The report adds that similar phrases predated the Civil War, including uses from the book of Job (“For His eyes are on the ways of a man”), George Washington (“The eyes of all our countrymen are now upon us”), and William Henry Harrison in the War of 1812 (“The eyes of our country are upon you”).

The song, which is played to the tune of “I’ve Been Working on the Railroad,” was performed publicly for the first time in 1903, at a student-organized minstrel show at the Hancock Opera House, in Austin. President Prather was in attendance that night, and it was sung by white men who were most likely in blackface. According to the commission, that the song was performed at a minstrel show doesn’t necessarily mean that it was written with racist intent. The study explains that at the turn of the twentieth century, minstrelsy was a popular form of entertainment among white audiences. The report contends that the song’s initial performance likely followed musicians’ singing and playing of several other, more racially charged songs and skits, and so performers would have already been in blackface by the time they sung “The Eyes.” Additionally, it notes that the lyricist, Sinclair, did not write in Black dialect, a common form of stereotyping in that era.
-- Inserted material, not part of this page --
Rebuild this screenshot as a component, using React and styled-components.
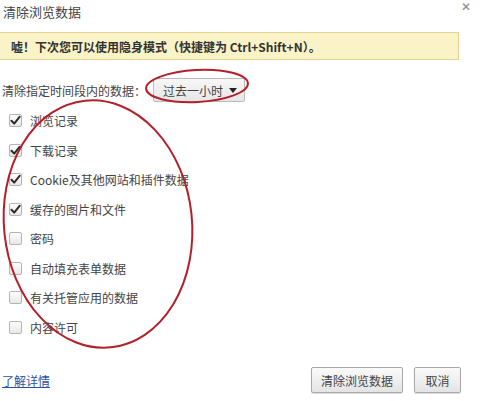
import React from "react";
import styled, { createGlobalStyle } from "styled-components";

const Global = createGlobalStyle`
  html, body { margin: 0; padding: 0; background: #fff; }
  body { font-family: "Noto Sans CJK SC", "Noto Sans", sans-serif; color: #333; }
`;

const Dialog = styled.div`
  position: relative;
  width: 480px;
  height: 401px;
  display: flex;
  flex-direction: column;
  overflow: hidden;
  background: #fff;
`;

const Header = styled.div`
  display: flex;
  justify-content: space-between;
  align-items: flex-start;
  height: 26px;
  padding: 0 9px 0 3px;
`;

const Title = styled.div`
  font-size: 13px;
  line-height: 26px;
  color: #444;
  margin-top: -1px;
`;

const Close = styled.div`
  font-family: "DejaVu Sans", sans-serif;
  font-size: 12px;
  line-height: 12px;
  padding-top: 1px;
  color: #888;
`;

const Banner = styled.div`
  margin: 6px 21px 0 -1px;
  height: 26px;
  border: 1px solid #e3d594;
  background: #fbf3c8;
  display: flex;
  align-items: center;
  padding-left: 11px;
  font-size: 12px;
  font-weight: bold;
  color: #333;
`;

const TimeRow = styled.div`
  display: flex;
  align-items: center;
  margin-top: 17px;
  height: 26px;
  padding-left: 2px;
  font-size: 12px;
  color: #444;
`;

const Select = styled.div`
  display: flex;
  align-items: center;
  justify-content: space-between;
  box-sizing: border-box;
  width: 92px;
  height: 24px;
  margin-left: 7px;
  padding: 0 7px 0 9px;
  border: 1px solid #b9b9b9;
  border-radius: 2px;
  background: linear-gradient(#f7f7f7, #e6e6e6);
  font-size: 12px;
  color: #444;
`;

const Arrow = styled.span`
  width: 0;
  height: 0;
  border-left: 4px solid transparent;
  border-right: 4px solid transparent;
  border-top: 5px solid #222;
`;

const List = styled.div`
  display: flex;
  flex-direction: column;
  margin-top: 3px;
`;

const Row = styled.label`
  display: flex;
  align-items: center;
  height: 29.5px;
  padding-left: 9px;
  font-size: 12px;
  color: #444;
`;

const Box = styled.span`
  box-sizing: border-box;
  width: 13px;
  height: 13px;
  margin-right: 8px;
  border: 1px solid #b4b4b4;
  border-radius: 2px;
  background: linear-gradient(#fdfdfd, #e8e8e8);
  display: flex;
  align-items: center;
  justify-content: center;
`;

const Footer = styled.div`
  margin-top: auto;
  display: flex;
  align-items: center;
  height: 26px;
  margin-bottom: 8px;
  padding: 0 19px 0 2px;
`;

const Link = styled.a`
  font-size: 12px;
  color: #2a52a6;
  text-decoration: underline;
  margin-right: auto;
`;

const Button = styled.button`
  box-sizing: border-box;
  height: 26px;
  min-width: ${(p) => p.$w}px;
  margin-left: 11px;
  border: 1px solid #a9a9a9;
  border-radius: 2px;
  background: linear-gradient(#fafafa, #e4e4e4);
  box-shadow: 0 1px 1px rgba(0,0,0,0.15);
  font-family: "Noto Sans CJK SC", sans-serif;
  font-size: 12px;
  color: #444;
  padding: 0;
`;

const Overlay = styled.svg`
  position: absolute;
  left: 0;
  top: 0;
  pointer-events: none;
`;

const Check = () => (
  <svg width="11" height="11" viewBox="0 0 11 11">
    <path d="M1.5 5.8 L4.2 8.6 L9.6 1.8" fill="none" stroke="#2b2b2b" strokeWidth="2" strokeLinecap="round" strokeLinejoin="round" />
  </svg>
);

const items = [
  ["浏览记录", true],
  ["下载记录", true],
  ["Cookie及其他网站和插件数据", true],
  ["缓存的图片和文件", true],
  ["密码", false],
  ["自动填充表单数据", false],
  ["有关托管应用的数据", false],
  ["内容许可", false],
];

export default function App() {
  return (
    <>
      <Global />
      <Dialog>
        <Header>
          <Title>清除浏览数据</Title>
          <Close>✕</Close>
        </Header>
        <Banner>嘘！下次您可以使用隐身模式（快捷键为 Ctrl+Shift+N）。</Banner>
        <TimeRow>
          清除指定时间段内的数据：
          <Select>
            过去一小时
            <Arrow />
          </Select>
        </TimeRow>
        <List>
          {items.map(([label, checked]) => (
            <Row key={label}>
              <Box>{checked && <Check />}</Box>
              {label}
            </Row>
          ))}
        </List>
        <Footer>
          <Link href="#">了解详情</Link>
          <Button $w={92}>清除浏览数据</Button>
          <Button $w={47}>取消</Button>
        </Footer>
        <Overlay width="480" height="401" viewBox="0 0 480 401">
          <ellipse cx="197" cy="86" rx="51" ry="16" transform="rotate(-3 197 86)" fill="none" stroke="#b3202a" strokeWidth="2" />
          <ellipse cx="98" cy="224" rx="94" ry="124" transform="rotate(-6 98 224)" fill="none" stroke="#b3202a" strokeWidth="2" />
        </Overlay>
      </Dialog>
    </>
  );
}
Whether these findings will embolden or assuage critics remains to be seen. The report will be released in the wake of growing controversy. Last week, the Texas Tribune published emails to the university from upset donors calling for the song to stay. The spectrum of reactions the Tribune reported ranged from a donor who suggested that the university encourage Black students to “select an alternate school….NOW!” to a current freshman who said, “If something offends a certain demographic of people, and they’ve been outspoken about it, and they have every right to be offended by it, I think we should be listening to them.”

The university denies that these emails influenced the decision to keep the song and noted that many of the published emails arrived after the university announced its decision to keep the song in July.

In a university-wide email sent on Friday, Hartzell wrote of wanting to make UT a pioneer of a “new model for hard conversations.” He suggested that “The Eyes of Texas” report is a first step in that process.

“The conversation on social media suggests we can’t solve problems together,” wrote Hartzell. “But when we gather face to face, we naturally gravitate toward humility, empathy and problem solving.”

According to some current athletes, they’ve been trying to have that conversation for months. “It’s not that the athletes would be winning by getting the song removed and boosters would be losing,” one Longhorn football player told Texas Monthly. “It’s about saying, ‘Is this morally right?’”

This article has been amended to reflect the correct length of the report.